BEGIN Data in this exercise

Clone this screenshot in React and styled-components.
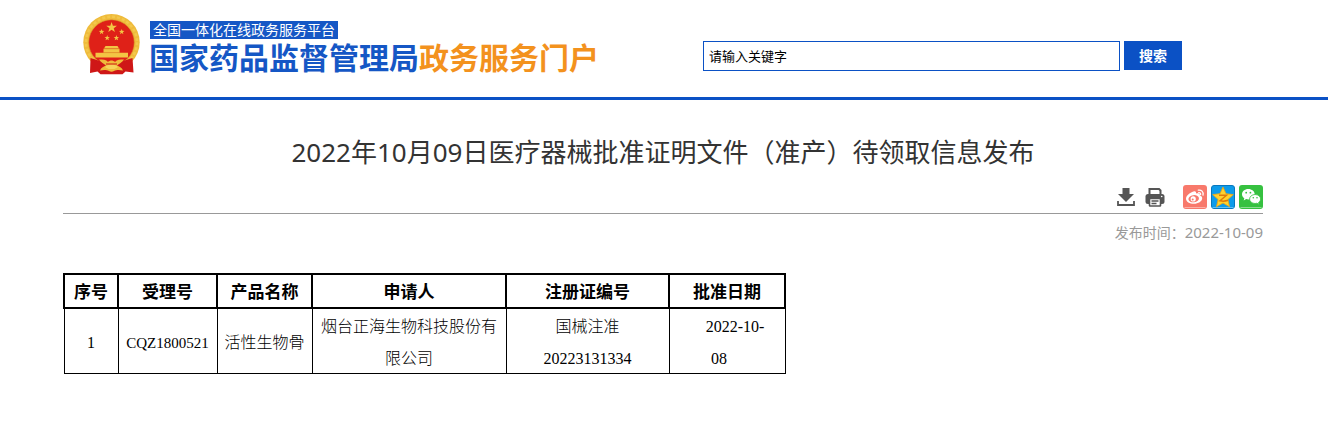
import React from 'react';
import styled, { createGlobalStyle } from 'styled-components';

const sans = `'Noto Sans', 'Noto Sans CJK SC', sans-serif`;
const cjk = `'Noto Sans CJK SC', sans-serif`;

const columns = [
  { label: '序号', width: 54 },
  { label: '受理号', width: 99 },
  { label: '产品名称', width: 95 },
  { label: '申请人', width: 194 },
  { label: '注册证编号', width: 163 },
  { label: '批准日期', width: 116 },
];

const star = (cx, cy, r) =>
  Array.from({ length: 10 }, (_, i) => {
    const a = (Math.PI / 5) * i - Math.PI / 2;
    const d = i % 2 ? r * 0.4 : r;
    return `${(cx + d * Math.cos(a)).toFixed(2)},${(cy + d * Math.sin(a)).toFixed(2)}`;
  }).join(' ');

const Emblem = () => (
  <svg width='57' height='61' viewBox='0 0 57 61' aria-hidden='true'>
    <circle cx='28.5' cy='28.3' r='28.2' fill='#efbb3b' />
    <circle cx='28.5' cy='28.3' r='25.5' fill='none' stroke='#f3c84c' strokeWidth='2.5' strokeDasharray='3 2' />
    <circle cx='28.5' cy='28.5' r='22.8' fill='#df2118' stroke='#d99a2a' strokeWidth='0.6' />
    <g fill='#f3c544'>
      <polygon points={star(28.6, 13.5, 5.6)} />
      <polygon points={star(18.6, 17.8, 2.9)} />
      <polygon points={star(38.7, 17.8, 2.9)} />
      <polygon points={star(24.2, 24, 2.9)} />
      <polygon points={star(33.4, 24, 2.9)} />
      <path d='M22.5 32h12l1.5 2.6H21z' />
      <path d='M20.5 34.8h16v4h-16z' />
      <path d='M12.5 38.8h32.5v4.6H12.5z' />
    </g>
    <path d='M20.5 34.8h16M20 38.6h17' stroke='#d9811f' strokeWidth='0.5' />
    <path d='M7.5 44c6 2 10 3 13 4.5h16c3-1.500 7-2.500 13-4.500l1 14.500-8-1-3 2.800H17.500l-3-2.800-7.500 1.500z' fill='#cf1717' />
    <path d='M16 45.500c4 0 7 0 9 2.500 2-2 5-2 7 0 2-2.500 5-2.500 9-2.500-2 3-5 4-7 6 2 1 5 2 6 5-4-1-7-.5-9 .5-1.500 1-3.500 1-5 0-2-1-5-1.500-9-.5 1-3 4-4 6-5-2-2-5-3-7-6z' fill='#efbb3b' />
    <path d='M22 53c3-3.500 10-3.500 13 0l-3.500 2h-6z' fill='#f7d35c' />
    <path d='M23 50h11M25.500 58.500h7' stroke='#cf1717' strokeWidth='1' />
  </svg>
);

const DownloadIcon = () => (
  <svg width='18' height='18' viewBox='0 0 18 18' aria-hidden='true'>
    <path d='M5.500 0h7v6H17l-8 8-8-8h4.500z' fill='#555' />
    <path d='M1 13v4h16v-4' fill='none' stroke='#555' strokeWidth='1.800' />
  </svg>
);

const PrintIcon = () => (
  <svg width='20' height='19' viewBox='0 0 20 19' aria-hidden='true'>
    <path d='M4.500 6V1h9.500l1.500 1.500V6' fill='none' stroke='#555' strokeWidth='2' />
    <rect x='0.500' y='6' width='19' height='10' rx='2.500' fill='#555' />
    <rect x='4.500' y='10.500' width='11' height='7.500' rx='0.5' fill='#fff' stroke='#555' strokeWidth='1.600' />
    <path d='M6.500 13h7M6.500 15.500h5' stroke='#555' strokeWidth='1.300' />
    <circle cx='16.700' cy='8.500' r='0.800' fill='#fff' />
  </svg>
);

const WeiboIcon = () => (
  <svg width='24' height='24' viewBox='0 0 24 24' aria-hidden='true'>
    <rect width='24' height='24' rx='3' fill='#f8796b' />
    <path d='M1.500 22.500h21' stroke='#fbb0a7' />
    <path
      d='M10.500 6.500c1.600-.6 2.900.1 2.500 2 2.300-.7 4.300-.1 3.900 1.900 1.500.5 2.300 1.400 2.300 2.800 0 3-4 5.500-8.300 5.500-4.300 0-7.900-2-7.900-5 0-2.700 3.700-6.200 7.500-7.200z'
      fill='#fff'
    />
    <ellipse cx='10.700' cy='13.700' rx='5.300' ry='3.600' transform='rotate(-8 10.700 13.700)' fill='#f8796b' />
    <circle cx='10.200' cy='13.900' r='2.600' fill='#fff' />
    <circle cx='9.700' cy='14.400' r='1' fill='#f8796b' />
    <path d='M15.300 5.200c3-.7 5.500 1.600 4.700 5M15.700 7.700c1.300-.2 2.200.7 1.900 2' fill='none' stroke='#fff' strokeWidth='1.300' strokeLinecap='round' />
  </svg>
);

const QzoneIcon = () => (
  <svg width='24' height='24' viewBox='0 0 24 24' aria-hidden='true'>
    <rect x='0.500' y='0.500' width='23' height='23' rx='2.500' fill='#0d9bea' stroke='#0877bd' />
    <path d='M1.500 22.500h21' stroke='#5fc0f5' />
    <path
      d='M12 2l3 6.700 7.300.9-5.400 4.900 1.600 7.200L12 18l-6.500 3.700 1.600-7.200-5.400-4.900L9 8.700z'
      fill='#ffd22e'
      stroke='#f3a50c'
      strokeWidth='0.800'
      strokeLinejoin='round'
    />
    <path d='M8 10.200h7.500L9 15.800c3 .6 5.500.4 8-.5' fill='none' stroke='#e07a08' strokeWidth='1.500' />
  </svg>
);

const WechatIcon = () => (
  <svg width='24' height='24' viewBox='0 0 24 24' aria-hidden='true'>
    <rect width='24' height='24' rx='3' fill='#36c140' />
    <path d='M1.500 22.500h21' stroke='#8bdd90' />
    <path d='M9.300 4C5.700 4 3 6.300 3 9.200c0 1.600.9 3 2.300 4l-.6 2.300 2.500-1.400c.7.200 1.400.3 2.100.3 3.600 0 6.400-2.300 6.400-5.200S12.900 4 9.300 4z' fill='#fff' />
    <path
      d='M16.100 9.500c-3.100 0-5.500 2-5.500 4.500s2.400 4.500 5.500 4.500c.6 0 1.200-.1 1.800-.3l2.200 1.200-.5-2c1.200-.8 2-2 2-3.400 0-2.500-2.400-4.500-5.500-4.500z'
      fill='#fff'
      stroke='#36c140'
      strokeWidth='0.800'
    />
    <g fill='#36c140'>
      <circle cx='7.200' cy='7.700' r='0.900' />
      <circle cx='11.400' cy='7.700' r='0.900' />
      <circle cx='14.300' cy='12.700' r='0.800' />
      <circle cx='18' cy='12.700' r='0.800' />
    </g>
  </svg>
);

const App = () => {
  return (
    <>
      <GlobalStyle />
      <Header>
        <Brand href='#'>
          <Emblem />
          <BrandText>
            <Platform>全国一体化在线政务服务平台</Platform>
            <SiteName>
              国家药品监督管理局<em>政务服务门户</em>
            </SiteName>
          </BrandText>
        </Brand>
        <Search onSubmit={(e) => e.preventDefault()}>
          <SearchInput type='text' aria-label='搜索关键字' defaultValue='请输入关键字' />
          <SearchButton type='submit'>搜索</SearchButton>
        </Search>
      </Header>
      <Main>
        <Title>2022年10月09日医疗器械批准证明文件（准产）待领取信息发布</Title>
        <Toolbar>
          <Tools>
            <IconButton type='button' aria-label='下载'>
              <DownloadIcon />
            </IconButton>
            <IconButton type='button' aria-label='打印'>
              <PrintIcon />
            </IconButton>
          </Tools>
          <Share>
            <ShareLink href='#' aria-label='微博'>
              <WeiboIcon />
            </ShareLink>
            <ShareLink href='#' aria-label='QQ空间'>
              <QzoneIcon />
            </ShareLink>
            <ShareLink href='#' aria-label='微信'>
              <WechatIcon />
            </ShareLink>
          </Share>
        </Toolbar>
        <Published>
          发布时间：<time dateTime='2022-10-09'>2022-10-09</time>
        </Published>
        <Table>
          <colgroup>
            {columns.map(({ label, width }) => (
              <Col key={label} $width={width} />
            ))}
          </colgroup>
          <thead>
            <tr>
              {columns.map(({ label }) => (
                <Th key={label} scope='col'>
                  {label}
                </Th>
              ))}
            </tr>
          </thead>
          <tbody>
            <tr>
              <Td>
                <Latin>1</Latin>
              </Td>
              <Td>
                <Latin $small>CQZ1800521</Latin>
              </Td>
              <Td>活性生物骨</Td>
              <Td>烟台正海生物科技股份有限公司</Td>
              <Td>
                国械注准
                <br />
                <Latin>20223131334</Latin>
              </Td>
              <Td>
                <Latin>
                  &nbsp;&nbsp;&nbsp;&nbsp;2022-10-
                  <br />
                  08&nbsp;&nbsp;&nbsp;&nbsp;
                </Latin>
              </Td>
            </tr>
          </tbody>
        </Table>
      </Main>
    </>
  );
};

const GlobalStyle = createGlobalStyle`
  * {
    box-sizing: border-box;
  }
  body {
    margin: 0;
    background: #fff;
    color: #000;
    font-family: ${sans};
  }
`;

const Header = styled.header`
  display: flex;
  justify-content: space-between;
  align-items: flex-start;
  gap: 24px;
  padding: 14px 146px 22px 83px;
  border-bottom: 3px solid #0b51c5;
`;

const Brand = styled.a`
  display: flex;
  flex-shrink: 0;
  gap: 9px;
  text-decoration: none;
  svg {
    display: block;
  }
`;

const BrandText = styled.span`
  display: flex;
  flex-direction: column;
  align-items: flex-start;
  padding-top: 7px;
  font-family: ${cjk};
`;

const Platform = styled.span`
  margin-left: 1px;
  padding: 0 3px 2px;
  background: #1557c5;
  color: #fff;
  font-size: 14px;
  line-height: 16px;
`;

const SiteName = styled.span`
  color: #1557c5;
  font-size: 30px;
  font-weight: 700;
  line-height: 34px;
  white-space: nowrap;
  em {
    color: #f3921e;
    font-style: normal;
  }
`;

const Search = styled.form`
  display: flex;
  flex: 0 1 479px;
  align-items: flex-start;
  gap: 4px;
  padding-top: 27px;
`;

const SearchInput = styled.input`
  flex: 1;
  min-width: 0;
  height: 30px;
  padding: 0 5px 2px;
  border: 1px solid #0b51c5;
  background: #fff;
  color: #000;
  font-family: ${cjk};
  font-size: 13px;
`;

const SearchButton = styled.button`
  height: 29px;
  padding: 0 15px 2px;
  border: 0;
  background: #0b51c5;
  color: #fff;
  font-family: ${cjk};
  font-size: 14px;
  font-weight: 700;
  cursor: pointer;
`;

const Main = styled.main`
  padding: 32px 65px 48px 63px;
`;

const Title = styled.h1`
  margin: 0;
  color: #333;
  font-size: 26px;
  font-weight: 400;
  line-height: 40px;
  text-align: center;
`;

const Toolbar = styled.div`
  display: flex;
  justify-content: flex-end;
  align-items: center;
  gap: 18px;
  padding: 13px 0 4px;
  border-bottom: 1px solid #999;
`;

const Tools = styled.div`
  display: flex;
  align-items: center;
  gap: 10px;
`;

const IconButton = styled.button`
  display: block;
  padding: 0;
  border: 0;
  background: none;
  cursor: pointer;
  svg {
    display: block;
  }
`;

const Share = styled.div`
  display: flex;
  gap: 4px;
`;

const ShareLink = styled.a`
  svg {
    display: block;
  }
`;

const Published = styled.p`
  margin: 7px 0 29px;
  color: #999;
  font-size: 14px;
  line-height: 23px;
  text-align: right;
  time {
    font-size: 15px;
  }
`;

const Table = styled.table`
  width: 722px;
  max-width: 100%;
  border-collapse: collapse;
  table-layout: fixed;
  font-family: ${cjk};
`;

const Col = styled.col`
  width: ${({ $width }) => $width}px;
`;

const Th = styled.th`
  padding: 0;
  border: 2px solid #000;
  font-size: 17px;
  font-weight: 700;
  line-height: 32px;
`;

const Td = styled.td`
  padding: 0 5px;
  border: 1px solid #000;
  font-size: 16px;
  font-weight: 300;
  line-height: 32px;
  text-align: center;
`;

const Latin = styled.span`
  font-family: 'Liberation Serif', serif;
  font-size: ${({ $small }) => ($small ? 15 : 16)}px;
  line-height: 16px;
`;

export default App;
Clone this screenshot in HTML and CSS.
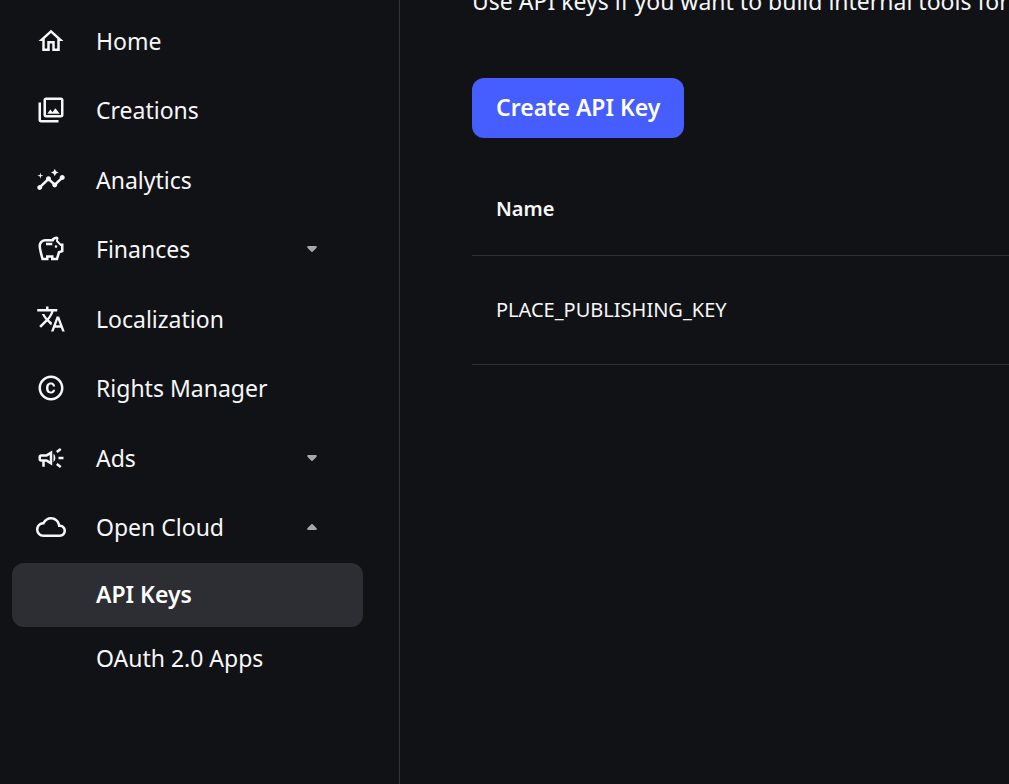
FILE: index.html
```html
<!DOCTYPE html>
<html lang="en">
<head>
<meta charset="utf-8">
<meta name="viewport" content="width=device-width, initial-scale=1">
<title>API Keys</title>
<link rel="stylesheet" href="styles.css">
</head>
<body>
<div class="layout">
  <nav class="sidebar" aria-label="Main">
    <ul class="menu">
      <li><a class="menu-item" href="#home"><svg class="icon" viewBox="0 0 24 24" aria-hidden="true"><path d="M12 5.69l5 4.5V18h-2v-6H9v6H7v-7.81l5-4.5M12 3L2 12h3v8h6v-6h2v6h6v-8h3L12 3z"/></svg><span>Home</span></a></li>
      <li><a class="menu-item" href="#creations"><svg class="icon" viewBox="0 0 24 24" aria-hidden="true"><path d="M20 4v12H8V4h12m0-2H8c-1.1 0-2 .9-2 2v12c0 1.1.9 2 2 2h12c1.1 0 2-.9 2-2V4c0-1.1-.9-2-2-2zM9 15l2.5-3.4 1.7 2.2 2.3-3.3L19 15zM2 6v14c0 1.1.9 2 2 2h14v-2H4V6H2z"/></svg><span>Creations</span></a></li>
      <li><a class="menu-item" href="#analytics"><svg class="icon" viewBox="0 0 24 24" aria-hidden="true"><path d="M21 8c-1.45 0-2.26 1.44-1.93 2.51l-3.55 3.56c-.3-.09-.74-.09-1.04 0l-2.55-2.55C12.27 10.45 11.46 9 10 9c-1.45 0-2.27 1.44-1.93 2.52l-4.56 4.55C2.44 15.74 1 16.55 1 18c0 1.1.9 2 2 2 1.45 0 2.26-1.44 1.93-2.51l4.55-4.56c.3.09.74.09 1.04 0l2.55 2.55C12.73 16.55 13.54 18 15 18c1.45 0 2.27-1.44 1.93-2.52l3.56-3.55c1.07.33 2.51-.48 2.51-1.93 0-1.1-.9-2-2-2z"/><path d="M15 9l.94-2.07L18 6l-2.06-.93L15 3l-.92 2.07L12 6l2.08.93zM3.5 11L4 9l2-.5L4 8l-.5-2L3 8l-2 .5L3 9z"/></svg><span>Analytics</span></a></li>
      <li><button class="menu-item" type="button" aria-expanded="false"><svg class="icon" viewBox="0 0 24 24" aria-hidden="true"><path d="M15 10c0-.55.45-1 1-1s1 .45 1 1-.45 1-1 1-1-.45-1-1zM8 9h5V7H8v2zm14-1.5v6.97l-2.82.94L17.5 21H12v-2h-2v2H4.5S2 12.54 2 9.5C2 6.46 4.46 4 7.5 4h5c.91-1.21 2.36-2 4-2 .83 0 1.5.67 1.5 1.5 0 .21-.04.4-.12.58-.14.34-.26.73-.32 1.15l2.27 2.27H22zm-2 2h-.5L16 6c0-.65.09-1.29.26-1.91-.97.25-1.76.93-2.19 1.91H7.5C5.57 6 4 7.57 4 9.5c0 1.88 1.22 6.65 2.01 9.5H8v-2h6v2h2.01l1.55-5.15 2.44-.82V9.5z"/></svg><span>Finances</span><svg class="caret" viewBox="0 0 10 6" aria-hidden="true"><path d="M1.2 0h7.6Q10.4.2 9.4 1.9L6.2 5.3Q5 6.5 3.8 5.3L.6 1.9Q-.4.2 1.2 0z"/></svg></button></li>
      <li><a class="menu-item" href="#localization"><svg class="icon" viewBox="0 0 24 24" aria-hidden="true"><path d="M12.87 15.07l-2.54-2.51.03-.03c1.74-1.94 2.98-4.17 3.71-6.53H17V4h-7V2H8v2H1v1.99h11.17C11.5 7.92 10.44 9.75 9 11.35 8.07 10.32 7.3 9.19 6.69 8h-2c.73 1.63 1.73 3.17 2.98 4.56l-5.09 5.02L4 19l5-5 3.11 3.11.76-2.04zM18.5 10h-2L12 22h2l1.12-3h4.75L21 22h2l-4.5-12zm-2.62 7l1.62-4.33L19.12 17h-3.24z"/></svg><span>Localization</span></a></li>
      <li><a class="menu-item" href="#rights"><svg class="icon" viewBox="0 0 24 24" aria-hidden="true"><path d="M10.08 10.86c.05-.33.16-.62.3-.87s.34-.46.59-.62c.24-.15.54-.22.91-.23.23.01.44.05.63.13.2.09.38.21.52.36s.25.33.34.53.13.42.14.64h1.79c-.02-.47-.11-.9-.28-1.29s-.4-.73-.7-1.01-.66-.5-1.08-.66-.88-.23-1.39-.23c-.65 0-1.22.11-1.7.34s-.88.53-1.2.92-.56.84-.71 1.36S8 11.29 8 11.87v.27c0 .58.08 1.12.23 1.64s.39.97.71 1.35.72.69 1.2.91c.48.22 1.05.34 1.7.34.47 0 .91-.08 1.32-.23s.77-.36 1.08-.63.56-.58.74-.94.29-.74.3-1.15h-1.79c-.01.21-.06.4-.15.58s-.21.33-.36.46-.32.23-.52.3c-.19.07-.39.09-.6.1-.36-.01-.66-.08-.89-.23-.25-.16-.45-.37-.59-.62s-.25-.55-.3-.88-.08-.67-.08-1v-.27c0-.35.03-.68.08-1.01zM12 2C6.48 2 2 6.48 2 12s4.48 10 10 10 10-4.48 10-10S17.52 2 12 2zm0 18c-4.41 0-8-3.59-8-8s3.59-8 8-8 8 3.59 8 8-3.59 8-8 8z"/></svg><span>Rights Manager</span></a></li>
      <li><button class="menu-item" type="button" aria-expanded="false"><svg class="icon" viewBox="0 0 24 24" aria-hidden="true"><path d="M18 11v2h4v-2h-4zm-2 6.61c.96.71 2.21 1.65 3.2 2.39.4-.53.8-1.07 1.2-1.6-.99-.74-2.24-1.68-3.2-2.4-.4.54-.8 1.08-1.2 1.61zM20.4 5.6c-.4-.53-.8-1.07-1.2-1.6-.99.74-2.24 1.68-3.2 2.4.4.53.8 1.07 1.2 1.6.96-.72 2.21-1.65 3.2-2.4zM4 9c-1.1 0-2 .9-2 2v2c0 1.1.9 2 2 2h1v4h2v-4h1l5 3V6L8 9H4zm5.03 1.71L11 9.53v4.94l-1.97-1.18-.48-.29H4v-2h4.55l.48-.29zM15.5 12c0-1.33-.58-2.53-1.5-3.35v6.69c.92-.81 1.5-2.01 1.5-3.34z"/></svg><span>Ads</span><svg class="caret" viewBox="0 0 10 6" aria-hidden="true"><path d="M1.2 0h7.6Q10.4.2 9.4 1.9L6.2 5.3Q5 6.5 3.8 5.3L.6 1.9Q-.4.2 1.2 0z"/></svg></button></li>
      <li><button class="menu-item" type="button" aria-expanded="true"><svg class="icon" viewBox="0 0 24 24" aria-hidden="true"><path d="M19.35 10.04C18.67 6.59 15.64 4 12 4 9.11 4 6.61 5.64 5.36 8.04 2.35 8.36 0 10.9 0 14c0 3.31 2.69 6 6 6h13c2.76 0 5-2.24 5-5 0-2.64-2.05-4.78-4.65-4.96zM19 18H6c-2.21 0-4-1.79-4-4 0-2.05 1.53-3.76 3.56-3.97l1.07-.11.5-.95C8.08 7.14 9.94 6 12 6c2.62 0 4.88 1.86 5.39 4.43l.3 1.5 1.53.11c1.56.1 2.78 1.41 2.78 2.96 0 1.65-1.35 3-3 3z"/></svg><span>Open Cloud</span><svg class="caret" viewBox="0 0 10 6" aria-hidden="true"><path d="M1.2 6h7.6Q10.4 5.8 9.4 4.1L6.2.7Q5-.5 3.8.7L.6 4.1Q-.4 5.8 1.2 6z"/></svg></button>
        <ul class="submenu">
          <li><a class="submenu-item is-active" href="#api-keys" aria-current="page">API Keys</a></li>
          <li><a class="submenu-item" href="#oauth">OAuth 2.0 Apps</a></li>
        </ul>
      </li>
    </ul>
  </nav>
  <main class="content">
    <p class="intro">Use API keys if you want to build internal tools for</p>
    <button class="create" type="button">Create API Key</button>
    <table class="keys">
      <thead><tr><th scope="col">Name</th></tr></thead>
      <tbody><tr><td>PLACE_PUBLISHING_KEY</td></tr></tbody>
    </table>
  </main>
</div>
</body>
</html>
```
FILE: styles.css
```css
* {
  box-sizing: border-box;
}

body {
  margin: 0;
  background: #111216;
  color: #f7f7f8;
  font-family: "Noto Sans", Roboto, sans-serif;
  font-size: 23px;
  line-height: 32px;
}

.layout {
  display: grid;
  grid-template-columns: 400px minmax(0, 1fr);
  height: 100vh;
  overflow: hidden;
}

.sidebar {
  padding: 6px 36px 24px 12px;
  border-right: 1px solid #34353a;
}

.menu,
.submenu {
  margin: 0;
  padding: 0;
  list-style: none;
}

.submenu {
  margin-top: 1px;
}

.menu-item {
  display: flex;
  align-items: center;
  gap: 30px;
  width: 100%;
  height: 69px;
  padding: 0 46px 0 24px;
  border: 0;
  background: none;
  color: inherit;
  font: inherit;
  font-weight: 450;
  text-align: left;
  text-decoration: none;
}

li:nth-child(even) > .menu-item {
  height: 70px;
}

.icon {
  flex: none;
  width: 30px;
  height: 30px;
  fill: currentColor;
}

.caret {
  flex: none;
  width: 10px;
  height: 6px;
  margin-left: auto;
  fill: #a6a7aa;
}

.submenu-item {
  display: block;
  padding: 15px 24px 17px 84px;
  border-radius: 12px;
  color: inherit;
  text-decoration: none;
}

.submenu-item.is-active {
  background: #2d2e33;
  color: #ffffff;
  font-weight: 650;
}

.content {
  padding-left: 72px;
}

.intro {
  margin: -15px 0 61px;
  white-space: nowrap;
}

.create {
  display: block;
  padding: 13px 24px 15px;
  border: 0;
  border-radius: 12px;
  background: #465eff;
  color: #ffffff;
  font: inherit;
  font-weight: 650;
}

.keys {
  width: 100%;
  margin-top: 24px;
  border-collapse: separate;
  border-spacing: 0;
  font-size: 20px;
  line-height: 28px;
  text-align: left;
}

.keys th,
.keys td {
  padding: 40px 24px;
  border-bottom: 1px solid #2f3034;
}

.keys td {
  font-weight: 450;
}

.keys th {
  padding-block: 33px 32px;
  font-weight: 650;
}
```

END Data in this exercise

▶ _Objective_
Copy every line of the data that holds the string "Clone".

▶ _Solution_
Clone this screenshot in React and styled-components.
Clone this screenshot in HTML and CSS.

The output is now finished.